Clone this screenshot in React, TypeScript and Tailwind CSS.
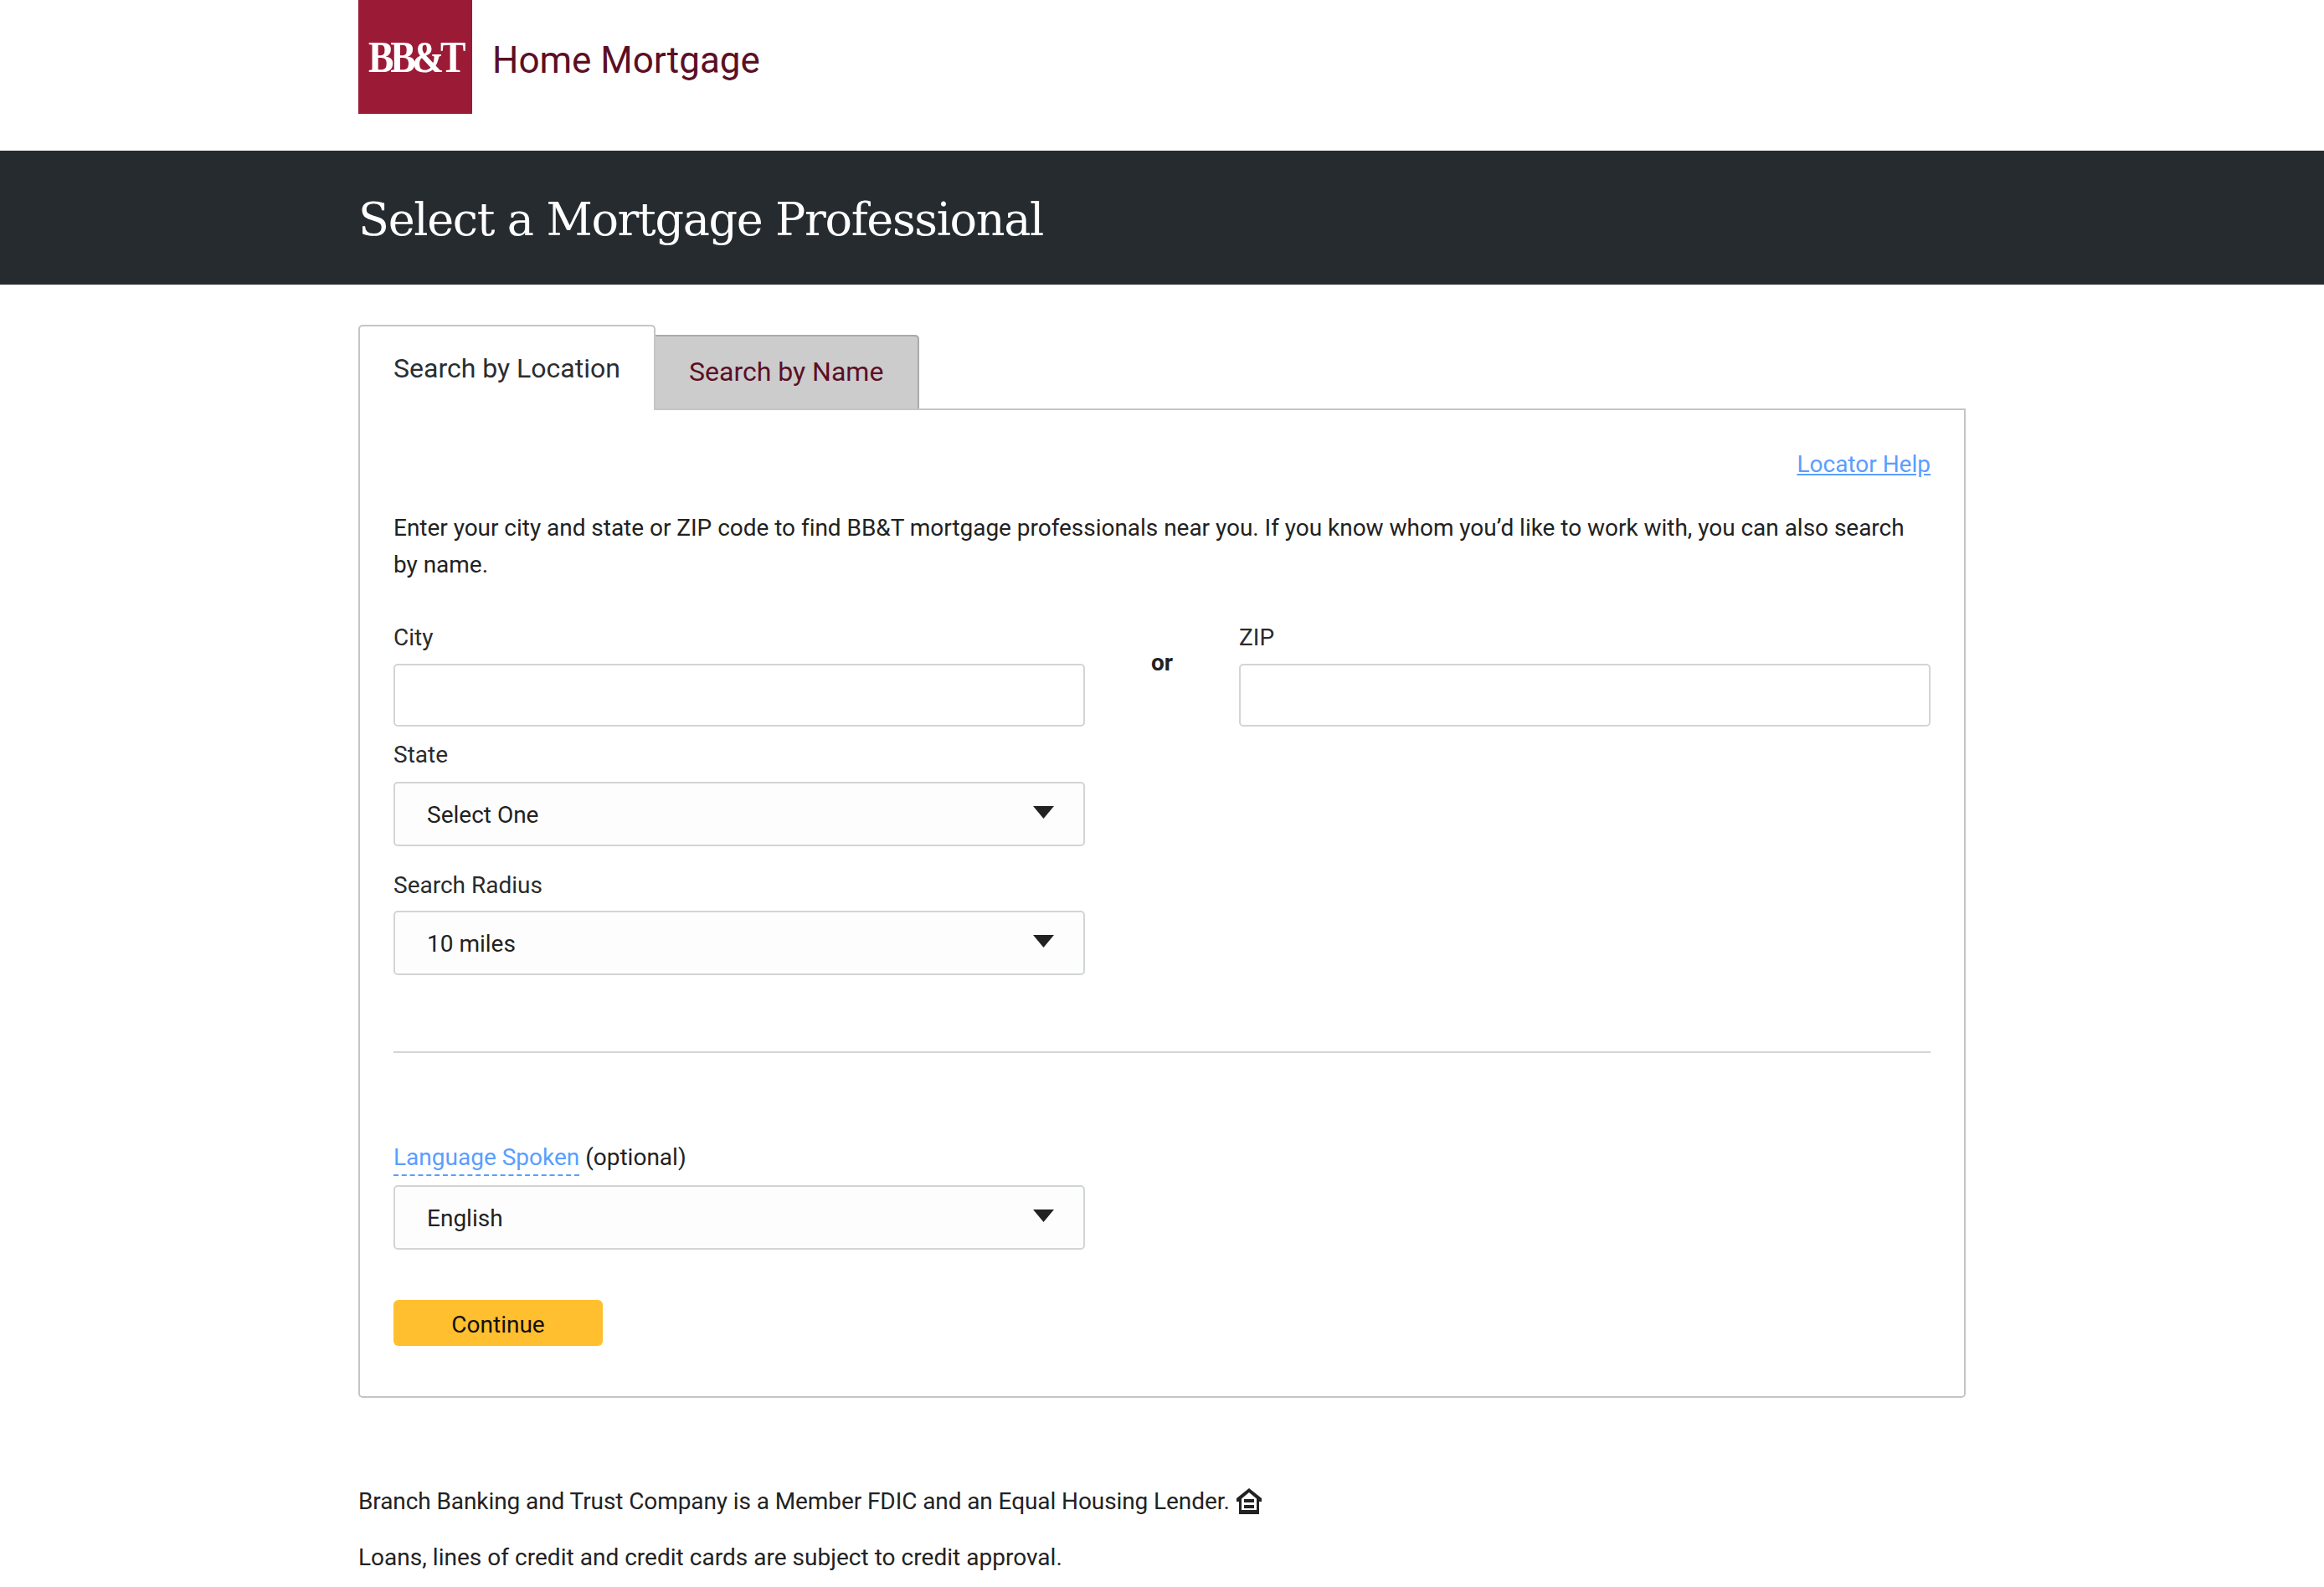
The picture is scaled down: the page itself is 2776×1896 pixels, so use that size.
const roboto = "font-['Roboto',sans-serif]";

function Caret() {
  return (
    <svg width="25" height="15" viewBox="0 0 25 15" className="absolute right-[35px] top-[27px]">
      <path d="M0 0H25L12.5 15Z" fill="#222222" />
    </svg>
  );
}

function SelectBox({ value, className }: { value: string; className?: string }) {
  return (
    <div className={`relative flex h-[77px] w-[826px] items-center rounded-[5px] border-2 border-[#d2d5d5] bg-[#fdfdfd] pl-[38px] pt-[3px] text-[28px] text-[#222] ${className ?? ""}`}>
      {value}
      <Caret />
    </div>
  );
}

function Label({ children }: { children: React.ReactNode }) {
  return <label className="block h-[44px] text-[28px] leading-[44px] text-[#2b2b2b]">{children}</label>;
}

function HousingIcon() {
  return (
    <svg width="30" height="31" viewBox="0 0 30 31" className="ml-[8px] inline-block align-[-6px]">
      <path d="M15 0 30 12V16H27V31H3V16H0V12Z" fill="#222222" />
      <path d="M15 5 24 12.5V26H6V12.5Z" fill="#ffffff" />
      <rect x="9" y="13" width="12" height="4" fill="#222222" />
      <rect x="9" y="20" width="12" height="4" fill="#222222" />
    </svg>
  );
}

export default function App() {
  return (
    <div className={`min-h-[1896px] bg-white ${roboto}`}>
      <header className="h-[180px] pl-[428px]">
        <div className="flex items-center">
          <div className="flex h-[136px] w-[136px] items-center justify-center bg-[#9b1b37] font-['Liberation_Serif',serif] text-white">
            <span className="inline-block scale-x-[0.86] text-[53px] leading-none font-bold tracking-[-5px]">BB&amp;T</span>
          </div>
          <span className="ml-[24px] pt-[7px] text-[44px] text-[#5c0f24]">Home Mortgage</span>
        </div>
      </header>

      <div className="flex h-[160px] items-center bg-[#262b2f] pl-[428px] pt-[4px]">
        <h1 className="font-['DejaVu_Serif',serif] text-[54px] tracking-[-1.35px] text-white">Select a Mortgage Professional</h1>
      </div>

      <main className="ml-[428px] w-[1920px] pt-[48px]">
        <div className="relative z-10 flex items-end">
          <div className="-mb-[2px] flex h-[102px] w-[355px] items-start rounded-t-[5px] border-2 border-b-0 border-[#c4c6c6] bg-white pl-[40px] pt-[28px] text-[32px] leading-[44px] text-[#2a2e31]">
            Search by Location
          </div>
          <div className="flex h-[88px] w-[315px] items-start rounded-tr-[5px] border-t-2 border-r-2 border-[#aaaaaa] bg-[#cccccc] pl-[40px] pt-[20px] text-[32px] leading-[44px] text-[#5c0f24]">
            Search by Name
          </div>
        </div>

        <section className="h-[1182px] rounded-b-[5px] border-2 border-[#c4c6c6] px-[40px] pt-[43px]">
          <div className="text-right">
            <a className="text-[28px] leading-[44px] text-[#5a9eff] underline">Locator Help</a>
          </div>
          <p className="mt-[32px] text-[28px] leading-[44px] tracking-[-0.03px] text-[#222]">
            Enter your city and state or ZIP code to find BB&amp;T mortgage professionals near you. If you know whom you’d like to work with, you can also search by name.
          </p>

          <div className="mt-[43px] flex">
            <div className="w-[826px]">
              <Label>City</Label>
              <input className="mt-[9px] block h-[75px] w-full rounded-[5px] border-2 border-[#d2d5d5] bg-white" />
            </div>
            <div className="w-[184px] pt-[30px] text-center text-[28px] font-bold leading-[44px] text-[#222]">or</div>
            <div className="w-[826px]">
              <Label>ZIP</Label>
              <input className="mt-[9px] block h-[75px] w-full rounded-[5px] border-2 border-[#d2d5d5] bg-white" />
            </div>
          </div>

          <div className="mt-[12px]">
            <Label>State</Label>
            <SelectBox value="Select One" className="mt-[10px]" />
          </div>
          <div className="mt-[25px]">
            <Label>Search Radius</Label>
            <SelectBox value="10 miles" className="mt-[8px]" />
          </div>

          <hr className="mt-[91px] border-t-2 border-[#d2d5d5]" />

          <div className="mt-[103px] text-[28px] leading-[44px] text-[#222]">
            <span className="inline-block h-[44px] border-b-2 border-dashed border-[#5a9eff] text-[#5a9eff]">Language Spoken</span>{" "}
            (optional)
          </div>
          <SelectBox value="English" className="mt-[11px]" />

          <button className="mt-[60px] block h-[55px] w-[250px] rounded-[6px] bg-[#ffbf2f] pt-[4px] text-[28px] text-[#111]">Continue</button>
        </section>

        <footer className="pt-[102px] text-[28px] leading-[44px] text-[#222]">
          <p className="tracking-[-0.09px]">
            Branch Banking and Trust Company is a Member FDIC and an Equal Housing Lender.
            <HousingIcon />
          </p>
          <p className="mt-[23px] tracking-[0.025px]">Loans, lines of credit and credit cards are subject to credit approval.</p>
        </footer>
      </main>
    </div>
  );
}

▸ **Short problem**
Copy out the whole listing exactly, and don't carry over any pictures.

▸ **Finished answer**
Clone this screenshot in React, TypeScript and Tailwind CSS.
The picture is scaled down: the page itself is 2776×1896 pixels, so use that size.
const roboto = "font-['Roboto',sans-serif]";

function Caret() {
  return (
    <svg width="25" height="15" viewBox="0 0 25 15" className="absolute right-[35px] top-[27px]">
      <path d="M0 0H25L12.5 15Z" fill="#222222" />
    </svg>
  );
}

function SelectBox({ value, className }: { value: string; className?: string }) {
  return (
    <div className={`relative flex h-[77px] w-[826px] items-center rounded-[5px] border-2 border-[#d2d5d5] bg-[#fdfdfd] pl-[38px] pt-[3px] text-[28px] text-[#222] ${className ?? ""}`}>
      {value}
      <Caret />
    </div>
  );
}

function Label({ children }: { children: React.ReactNode }) {
  return <label className="block h-[44px] text-[28px] leading-[44px] text-[#2b2b2b]">{children}</label>;
}

function HousingIcon() {
  return (
    <svg width="30" height="31" viewBox="0 0 30 31" className="ml-[8px] inline-block align-[-6px]">
      <path d="M15 0 30 12V16H27V31H3V16H0V12Z" fill="#222222" />
      <path d="M15 5 24 12.5V26H6V12.5Z" fill="#ffffff" />
      <rect x="9" y="13" width="12" height="4" fill="#222222" />
      <rect x="9" y="20" width="12" height="4" fill="#222222" />
    </svg>
  );
}

export default function App() {
  return (
    <div className={`min-h-[1896px] bg-white ${roboto}`}>
      <header className="h-[180px] pl-[428px]">
        <div className="flex items-center">
          <div className="flex h-[136px] w-[136px] items-center justify-center bg-[#9b1b37] font-['Liberation_Serif',serif] text-white">
            <span className="inline-block scale-x-[0.86] text-[53px] leading-none font-bold tracking-[-5px]">BB&amp;T</span>
          </div>
          <span className="ml-[24px] pt-[7px] text-[44px] text-[#5c0f24]">Home Mortgage</span>
        </div>
      </header>

      <div className="flex h-[160px] items-center bg-[#262b2f] pl-[428px] pt-[4px]">
        <h1 className="font-['DejaVu_Serif',serif] text-[54px] tracking-[-1.35px] text-white">Select a Mortgage Professional</h1>
      </div>

      <main className="ml-[428px] w-[1920px] pt-[48px]">
        <div className="relative z-10 flex items-end">
          <div className="-mb-[2px] flex h-[102px] w-[355px] items-start rounded-t-[5px] border-2 border-b-0 border-[#c4c6c6] bg-white pl-[40px] pt-[28px] text-[32px] leading-[44px] text-[#2a2e31]">
            Search by Location
          </div>
          <div className="flex h-[88px] w-[315px] items-start rounded-tr-[5px] border-t-2 border-r-2 border-[#aaaaaa] bg-[#cccccc] pl-[40px] pt-[20px] text-[32px] leading-[44px] text-[#5c0f24]">
            Search by Name
          </div>
        </div>

        <section className="h-[1182px] rounded-b-[5px] border-2 border-[#c4c6c6] px-[40px] pt-[43px]">
          <div className="text-right">
            <a className="text-[28px] leading-[44px] text-[#5a9eff] underline">Locator Help</a>
          </div>
          <p className="mt-[32px] text-[28px] leading-[44px] tracking-[-0.03px] text-[#222]">
            Enter your city and state or ZIP code to find BB&amp;T mortgage professionals near you. If you know whom you’d like to work with, you can also search by name.
          </p>

          <div className="mt-[43px] flex">
            <div className="w-[826px]">
              <Label>City</Label>
              <input className="mt-[9px] block h-[75px] w-full rounded-[5px] border-2 border-[#d2d5d5] bg-white" />
            </div>
            <div className="w-[184px] pt-[30px] text-center text-[28px] font-bold leading-[44px] text-[#222]">or</div>
            <div className="w-[826px]">
              <Label>ZIP</Label>
              <input className="mt-[9px] block h-[75px] w-full rounded-[5px] border-2 border-[#d2d5d5] bg-white" />
            </div>
          </div>

          <div className="mt-[12px]">
            <Label>State</Label>
            <SelectBox value="Select One" className="mt-[10px]" />
          </div>
          <div className="mt-[25px]">
            <Label>Search Radius</Label>
            <SelectBox value="10 miles" className="mt-[8px]" />
          </div>

          <hr className="mt-[91px] border-t-2 border-[#d2d5d5]" />

          <div className="mt-[103px] text-[28px] leading-[44px] text-[#222]">
            <span className="inline-block h-[44px] border-b-2 border-dashed border-[#5a9eff] text-[#5a9eff]">Language Spoken</span>{" "}
            (optional)
          </div>
          <SelectBox value="English" className="mt-[11px]" />

          <button className="mt-[60px] block h-[55px] w-[250px] rounded-[6px] bg-[#ffbf2f] pt-[4px] text-[28px] text-[#111]">Continue</button>
        </section>

        <footer className="pt-[102px] text-[28px] leading-[44px] text-[#222]">
          <p className="tracking-[-0.09px]">
            Branch Banking and Trust Company is a Member FDIC and an Equal Housing Lender.
            <HousingIcon />
          </p>
          <p className="mt-[23px] tracking-[0.025px]">Loans, lines of credit and credit cards are subject to credit approval.</p>
        </footer>
      </main>
    </div>
  );
}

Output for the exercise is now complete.